_Source data_:
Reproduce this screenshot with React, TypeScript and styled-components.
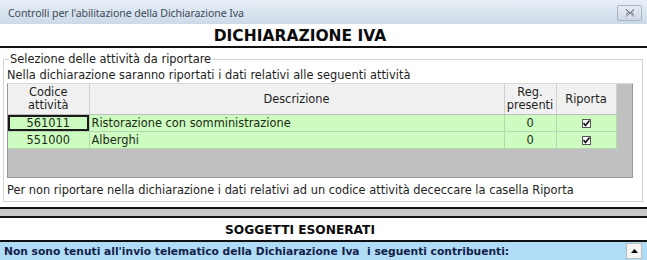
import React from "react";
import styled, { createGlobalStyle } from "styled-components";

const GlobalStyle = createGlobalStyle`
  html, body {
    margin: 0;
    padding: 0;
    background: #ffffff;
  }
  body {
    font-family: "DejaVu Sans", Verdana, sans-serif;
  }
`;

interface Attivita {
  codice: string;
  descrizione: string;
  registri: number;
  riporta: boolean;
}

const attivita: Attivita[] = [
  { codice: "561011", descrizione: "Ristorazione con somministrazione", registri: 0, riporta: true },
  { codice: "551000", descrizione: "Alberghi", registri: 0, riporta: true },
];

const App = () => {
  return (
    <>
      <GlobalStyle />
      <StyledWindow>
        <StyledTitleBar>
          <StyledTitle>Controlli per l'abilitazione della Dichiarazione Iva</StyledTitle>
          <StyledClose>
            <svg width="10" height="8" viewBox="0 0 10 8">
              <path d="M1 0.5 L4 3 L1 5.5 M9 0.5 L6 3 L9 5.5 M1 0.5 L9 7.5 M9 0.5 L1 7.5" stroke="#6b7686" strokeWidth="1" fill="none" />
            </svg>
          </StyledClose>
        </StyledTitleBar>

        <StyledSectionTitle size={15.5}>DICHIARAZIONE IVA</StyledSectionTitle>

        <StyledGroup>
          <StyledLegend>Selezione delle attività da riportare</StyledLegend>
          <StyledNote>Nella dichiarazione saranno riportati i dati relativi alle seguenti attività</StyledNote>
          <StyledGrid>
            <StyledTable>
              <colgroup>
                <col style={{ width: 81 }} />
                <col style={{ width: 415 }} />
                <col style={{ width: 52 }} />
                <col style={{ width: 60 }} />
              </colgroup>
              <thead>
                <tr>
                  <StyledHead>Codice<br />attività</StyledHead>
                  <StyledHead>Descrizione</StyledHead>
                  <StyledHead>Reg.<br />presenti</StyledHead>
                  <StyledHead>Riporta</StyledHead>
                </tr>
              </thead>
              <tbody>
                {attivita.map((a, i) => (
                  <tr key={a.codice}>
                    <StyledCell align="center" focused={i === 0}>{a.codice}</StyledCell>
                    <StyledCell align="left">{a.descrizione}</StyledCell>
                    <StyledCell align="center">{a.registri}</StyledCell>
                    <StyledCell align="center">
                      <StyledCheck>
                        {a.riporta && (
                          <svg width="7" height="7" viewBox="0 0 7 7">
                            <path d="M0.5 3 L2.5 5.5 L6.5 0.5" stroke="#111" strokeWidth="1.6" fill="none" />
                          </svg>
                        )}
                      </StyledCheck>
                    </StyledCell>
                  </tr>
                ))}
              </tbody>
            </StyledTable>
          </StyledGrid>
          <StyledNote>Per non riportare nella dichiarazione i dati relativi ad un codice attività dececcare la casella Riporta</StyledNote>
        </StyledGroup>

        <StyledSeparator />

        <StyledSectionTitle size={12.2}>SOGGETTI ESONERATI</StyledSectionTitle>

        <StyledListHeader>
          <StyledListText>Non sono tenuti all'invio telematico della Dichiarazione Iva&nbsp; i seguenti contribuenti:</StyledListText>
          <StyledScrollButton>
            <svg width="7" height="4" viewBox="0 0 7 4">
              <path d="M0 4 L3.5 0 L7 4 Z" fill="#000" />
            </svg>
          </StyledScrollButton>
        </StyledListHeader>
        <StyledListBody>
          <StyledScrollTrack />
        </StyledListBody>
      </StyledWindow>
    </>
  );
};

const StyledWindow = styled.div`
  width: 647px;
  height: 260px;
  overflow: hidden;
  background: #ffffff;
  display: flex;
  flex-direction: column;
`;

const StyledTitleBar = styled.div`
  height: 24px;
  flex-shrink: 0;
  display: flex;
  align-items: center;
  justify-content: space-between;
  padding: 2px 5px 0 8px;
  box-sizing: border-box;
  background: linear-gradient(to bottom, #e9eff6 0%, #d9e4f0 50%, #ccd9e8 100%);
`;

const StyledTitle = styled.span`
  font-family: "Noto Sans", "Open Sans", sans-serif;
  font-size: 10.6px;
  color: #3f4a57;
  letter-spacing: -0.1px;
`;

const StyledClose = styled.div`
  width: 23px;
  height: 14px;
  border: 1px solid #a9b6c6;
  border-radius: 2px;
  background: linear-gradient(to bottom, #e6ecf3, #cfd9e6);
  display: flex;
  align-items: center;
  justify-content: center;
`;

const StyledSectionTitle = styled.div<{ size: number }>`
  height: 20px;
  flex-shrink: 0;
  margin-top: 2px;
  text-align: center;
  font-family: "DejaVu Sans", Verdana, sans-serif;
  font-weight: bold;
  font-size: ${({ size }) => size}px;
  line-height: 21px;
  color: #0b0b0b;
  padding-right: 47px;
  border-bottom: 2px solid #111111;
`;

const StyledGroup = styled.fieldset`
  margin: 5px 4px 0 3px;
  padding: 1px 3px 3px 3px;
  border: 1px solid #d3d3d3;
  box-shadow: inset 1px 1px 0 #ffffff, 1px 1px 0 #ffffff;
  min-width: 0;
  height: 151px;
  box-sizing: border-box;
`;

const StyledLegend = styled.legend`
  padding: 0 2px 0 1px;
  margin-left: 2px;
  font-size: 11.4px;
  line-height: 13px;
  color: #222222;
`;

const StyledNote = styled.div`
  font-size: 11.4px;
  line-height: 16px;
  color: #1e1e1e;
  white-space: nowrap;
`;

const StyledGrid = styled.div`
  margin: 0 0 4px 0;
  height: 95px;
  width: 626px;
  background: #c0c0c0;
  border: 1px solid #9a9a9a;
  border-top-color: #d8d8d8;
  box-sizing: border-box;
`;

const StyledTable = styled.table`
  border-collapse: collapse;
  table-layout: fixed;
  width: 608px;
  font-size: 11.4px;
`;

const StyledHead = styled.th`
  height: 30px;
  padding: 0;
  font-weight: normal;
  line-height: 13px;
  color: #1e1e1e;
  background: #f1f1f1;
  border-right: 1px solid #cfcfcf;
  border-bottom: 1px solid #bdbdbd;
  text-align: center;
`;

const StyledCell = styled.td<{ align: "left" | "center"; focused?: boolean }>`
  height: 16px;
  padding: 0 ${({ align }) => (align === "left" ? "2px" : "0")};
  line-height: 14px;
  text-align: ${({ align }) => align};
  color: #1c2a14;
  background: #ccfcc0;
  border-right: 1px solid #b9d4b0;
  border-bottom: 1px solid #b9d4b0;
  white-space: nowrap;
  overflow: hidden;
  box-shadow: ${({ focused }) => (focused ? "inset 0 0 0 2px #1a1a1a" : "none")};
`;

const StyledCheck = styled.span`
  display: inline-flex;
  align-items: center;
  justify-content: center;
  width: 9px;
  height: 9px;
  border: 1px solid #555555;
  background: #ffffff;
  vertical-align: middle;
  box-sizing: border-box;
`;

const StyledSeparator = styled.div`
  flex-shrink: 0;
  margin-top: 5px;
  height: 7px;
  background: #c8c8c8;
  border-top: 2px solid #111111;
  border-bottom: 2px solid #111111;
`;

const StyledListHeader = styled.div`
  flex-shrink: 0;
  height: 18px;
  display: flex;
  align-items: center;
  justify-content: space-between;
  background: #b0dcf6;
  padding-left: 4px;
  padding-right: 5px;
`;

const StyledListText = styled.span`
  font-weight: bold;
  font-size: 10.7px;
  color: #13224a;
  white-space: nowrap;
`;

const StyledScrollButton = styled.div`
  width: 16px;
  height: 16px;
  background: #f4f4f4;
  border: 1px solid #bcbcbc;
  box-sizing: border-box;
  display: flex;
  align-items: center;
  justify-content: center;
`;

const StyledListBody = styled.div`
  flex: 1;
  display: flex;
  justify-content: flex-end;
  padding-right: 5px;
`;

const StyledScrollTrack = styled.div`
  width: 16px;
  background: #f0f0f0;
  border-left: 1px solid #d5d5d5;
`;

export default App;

* * *

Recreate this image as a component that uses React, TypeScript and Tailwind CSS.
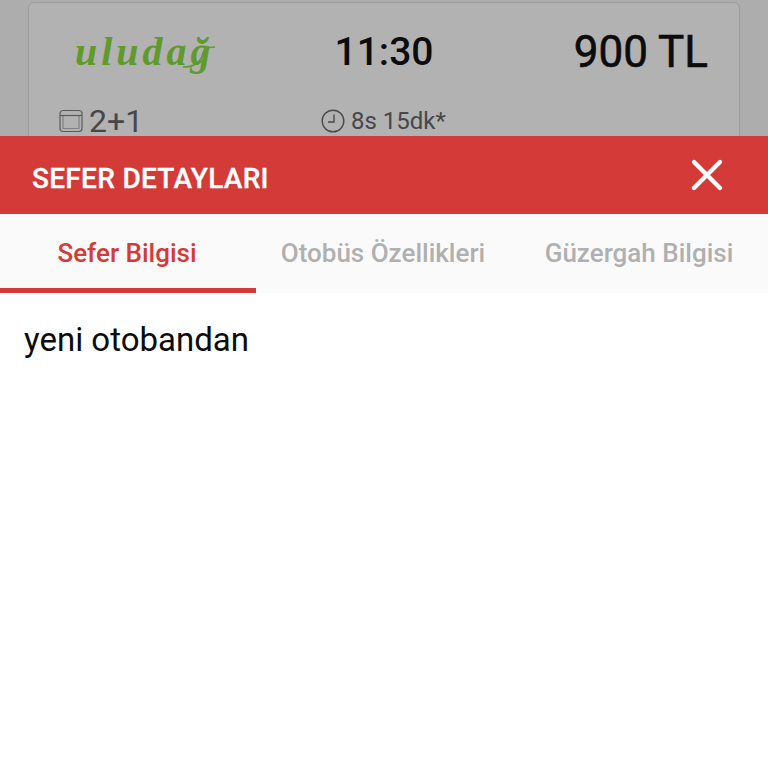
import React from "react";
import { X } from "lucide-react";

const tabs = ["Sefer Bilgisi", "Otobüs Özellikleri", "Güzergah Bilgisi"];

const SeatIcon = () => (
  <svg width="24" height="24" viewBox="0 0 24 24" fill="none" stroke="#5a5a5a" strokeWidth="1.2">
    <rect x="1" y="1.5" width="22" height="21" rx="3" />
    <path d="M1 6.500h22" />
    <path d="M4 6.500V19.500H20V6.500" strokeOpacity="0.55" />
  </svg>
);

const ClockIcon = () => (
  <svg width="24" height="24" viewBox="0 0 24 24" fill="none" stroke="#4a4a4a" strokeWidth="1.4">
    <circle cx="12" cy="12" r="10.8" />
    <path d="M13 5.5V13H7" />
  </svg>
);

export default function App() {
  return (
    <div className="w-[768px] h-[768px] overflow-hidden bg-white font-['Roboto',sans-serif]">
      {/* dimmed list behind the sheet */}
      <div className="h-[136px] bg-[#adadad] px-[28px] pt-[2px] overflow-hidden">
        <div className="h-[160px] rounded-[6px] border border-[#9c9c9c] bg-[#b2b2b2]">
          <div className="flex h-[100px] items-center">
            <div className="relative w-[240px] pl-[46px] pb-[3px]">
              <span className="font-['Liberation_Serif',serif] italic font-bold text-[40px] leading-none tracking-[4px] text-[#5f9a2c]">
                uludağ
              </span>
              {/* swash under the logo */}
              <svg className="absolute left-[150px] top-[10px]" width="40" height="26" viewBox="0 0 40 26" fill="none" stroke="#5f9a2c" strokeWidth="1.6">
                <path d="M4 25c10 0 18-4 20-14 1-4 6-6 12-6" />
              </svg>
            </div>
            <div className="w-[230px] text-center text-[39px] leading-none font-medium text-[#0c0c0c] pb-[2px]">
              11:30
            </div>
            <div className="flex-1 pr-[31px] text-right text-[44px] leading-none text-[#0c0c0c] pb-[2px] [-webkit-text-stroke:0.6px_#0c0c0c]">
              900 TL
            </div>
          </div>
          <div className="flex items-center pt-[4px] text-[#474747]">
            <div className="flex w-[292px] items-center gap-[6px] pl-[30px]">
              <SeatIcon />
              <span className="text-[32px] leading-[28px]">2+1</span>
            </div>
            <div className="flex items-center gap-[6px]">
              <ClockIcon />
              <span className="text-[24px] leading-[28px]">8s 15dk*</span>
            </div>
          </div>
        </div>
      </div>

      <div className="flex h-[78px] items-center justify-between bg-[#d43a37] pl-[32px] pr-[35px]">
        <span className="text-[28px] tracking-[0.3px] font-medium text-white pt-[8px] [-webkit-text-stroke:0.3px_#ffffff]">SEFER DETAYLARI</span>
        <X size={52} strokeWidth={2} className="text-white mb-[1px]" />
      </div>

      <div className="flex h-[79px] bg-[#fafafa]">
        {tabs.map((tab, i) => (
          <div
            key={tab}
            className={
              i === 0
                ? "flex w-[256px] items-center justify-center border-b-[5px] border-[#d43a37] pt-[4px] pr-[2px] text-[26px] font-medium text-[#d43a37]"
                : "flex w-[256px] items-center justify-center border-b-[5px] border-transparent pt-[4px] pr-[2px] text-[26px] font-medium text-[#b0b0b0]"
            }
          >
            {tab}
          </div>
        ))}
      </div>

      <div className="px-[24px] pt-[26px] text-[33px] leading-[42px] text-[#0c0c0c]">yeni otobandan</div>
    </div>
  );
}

---

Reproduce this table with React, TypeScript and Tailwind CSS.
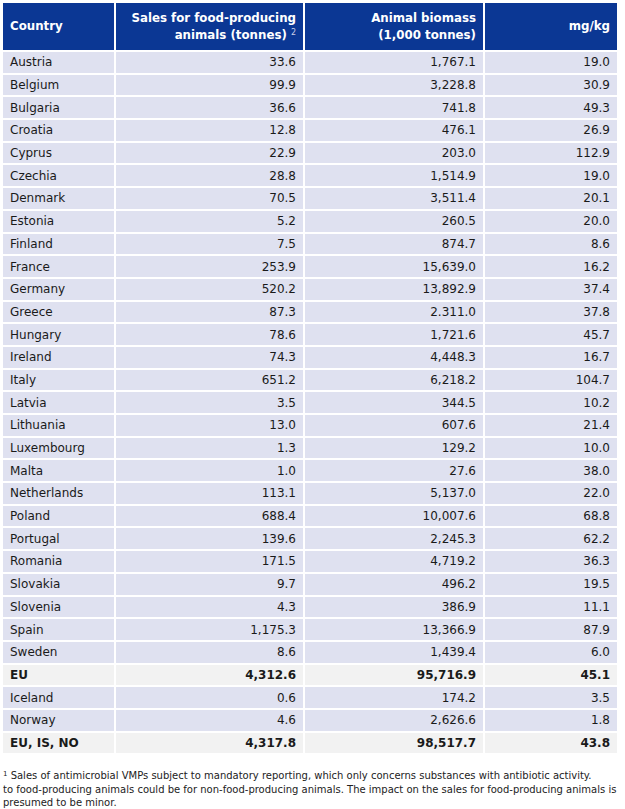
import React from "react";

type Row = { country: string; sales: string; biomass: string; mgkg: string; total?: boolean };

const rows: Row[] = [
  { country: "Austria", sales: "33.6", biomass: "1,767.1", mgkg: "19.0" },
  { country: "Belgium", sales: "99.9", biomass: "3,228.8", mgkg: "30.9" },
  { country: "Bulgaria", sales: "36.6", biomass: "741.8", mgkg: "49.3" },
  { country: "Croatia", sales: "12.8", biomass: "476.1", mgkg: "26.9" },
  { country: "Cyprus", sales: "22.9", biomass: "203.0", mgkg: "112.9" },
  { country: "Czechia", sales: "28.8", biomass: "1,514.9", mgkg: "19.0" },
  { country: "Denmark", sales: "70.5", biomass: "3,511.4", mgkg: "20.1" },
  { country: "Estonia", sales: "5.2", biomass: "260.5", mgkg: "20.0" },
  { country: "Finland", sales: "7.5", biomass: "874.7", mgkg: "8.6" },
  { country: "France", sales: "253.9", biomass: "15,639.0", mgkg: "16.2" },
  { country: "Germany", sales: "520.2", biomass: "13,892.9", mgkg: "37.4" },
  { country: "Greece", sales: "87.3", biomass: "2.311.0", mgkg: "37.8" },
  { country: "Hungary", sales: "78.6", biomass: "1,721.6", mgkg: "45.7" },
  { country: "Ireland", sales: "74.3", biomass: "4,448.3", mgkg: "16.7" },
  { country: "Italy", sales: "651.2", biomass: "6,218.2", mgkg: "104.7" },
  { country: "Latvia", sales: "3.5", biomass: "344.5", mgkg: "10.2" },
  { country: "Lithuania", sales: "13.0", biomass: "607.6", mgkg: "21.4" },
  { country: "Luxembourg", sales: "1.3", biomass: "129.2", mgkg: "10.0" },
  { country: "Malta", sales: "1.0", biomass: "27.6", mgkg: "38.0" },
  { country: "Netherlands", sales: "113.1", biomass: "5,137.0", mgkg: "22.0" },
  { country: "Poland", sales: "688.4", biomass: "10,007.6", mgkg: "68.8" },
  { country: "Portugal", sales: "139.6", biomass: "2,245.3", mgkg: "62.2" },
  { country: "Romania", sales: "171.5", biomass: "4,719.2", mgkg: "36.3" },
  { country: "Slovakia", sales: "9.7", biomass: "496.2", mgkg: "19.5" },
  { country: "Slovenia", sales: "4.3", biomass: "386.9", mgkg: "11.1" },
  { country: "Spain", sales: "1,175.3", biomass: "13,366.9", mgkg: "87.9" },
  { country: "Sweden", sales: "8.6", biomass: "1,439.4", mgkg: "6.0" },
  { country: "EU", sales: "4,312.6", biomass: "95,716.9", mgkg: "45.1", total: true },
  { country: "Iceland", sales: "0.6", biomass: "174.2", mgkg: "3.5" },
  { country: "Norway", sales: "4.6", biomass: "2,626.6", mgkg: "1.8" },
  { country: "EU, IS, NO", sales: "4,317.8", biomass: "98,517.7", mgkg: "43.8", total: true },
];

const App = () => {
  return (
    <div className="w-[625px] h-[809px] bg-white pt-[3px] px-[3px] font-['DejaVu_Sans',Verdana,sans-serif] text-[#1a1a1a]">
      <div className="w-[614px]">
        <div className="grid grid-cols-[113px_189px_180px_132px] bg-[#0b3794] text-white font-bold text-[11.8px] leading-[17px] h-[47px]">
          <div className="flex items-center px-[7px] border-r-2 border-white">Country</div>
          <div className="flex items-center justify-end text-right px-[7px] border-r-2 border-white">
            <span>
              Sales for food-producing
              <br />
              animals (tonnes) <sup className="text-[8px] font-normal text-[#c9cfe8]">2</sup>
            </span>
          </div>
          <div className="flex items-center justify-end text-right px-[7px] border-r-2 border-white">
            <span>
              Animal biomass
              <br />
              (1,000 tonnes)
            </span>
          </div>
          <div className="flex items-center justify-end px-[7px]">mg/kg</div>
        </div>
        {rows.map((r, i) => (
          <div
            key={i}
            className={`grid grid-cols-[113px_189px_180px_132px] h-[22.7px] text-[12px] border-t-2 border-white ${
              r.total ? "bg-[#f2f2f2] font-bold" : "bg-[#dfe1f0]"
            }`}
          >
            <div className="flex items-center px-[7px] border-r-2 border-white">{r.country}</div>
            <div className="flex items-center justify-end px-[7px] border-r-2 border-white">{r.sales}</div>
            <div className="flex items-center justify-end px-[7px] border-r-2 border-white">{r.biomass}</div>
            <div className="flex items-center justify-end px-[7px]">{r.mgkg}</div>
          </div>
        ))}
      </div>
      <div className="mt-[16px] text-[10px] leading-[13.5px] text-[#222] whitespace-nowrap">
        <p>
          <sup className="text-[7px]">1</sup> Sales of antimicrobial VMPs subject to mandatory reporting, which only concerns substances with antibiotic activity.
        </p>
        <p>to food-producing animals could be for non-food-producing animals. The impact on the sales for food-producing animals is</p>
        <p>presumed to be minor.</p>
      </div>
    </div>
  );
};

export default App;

_Task to carry out_: Keep to the lines above from the line with "Reproduce this table" to the line with "string; sales: string;", and set down exactly those, inclusive, with nothing else and every picture left out.

_Result for this exercise_:
Reproduce this table with React, TypeScript and Tailwind CSS.
import React from "react";

type Row = { country: string; sales: string; biomass: string; mgkg: string; total?: boolean };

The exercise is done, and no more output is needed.